Now, let $u$ be a general function in $H^1(\Omega)$ and $v\in D$. By the theorem of Meyer and Serrin $D$ is dense in $H^1(\Omega)$, i.e., there is a sequence $(u_n)\subseteq D$ with $u_n\to u$ $(n\to\infty)$ in $H^1(\Omega)$. By $(\ast)$, we have

$\|(u_n-u_m)v\|_{W^{1, 3/2}}\leq 3C \|u_n-u_m\|_{H^1}\|v\|_{H^1}$ for all $n,m\in \mathbb{N}$.

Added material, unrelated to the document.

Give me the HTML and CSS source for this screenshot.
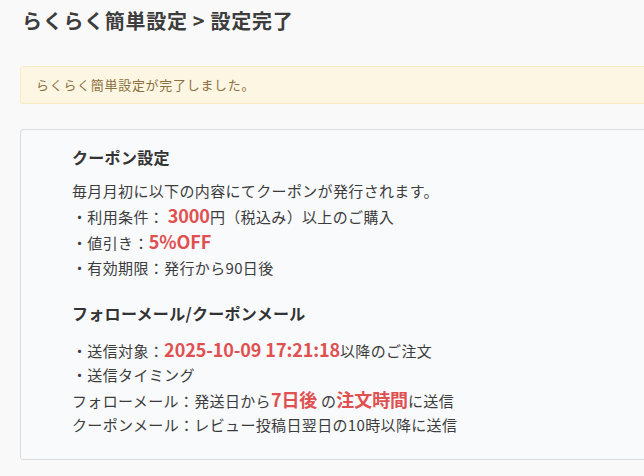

Thus, the sequence $(u_nv)_{n}$ is a Cauchy sequence in $W^{1,3/2}(\Omega)$ and hence converges to some $w\in W^{1, 3/2}(\Omega)$. By the theorem of Fischer-Riesz, there is a subsequence $(u_{n_k}v)_{k}$ which converges pointwise a.e. to $w$. Once again using the theorem of Fischer Riesz there is a subsequence $(u_{n_{k_\ell}})_\ell$ which converges pointwise a.e. to $u$. Hence the subsequence $(u_{n_{k_\ell}}v)_\ell$ converges pointwise a.e. to $w$ and to $uv$ and by the uniqueness of pointwise limits we conclude $w=uv$ a.e. Therefore $uv\in H^1(\Omega)$ and by $(\ast)$ we have $\|uv\|_{W^{1,3/2}}\leq 3 C \|u\|_{H^1}\|v\|_{H^1}$. We have shown

$\|uv\|_{W^{1, 3/2}}\leq 3C \|u\|_{H^1}\|v\|_{H^1}$ for all $u\in H^1(\Omega)$ and $v\in D$.

Repeating the same argument, but now keeping $u\in H^1(\Omega)$ fixed and approximating a general $v\in H^1(\Omega)$ by a sequence $(v_n)_n\subseteq D$ in $H^1(\Omega)$, we conclude that, for any $u,v\in H^1(\Omega)$ we have $uv\in W^{1,3/2}(\Omega)$ and $\|uv\|_{W^{1,3/2}}\leq 3 C \|u\|_{H^1}\|v\|_{H^1}$ as desired.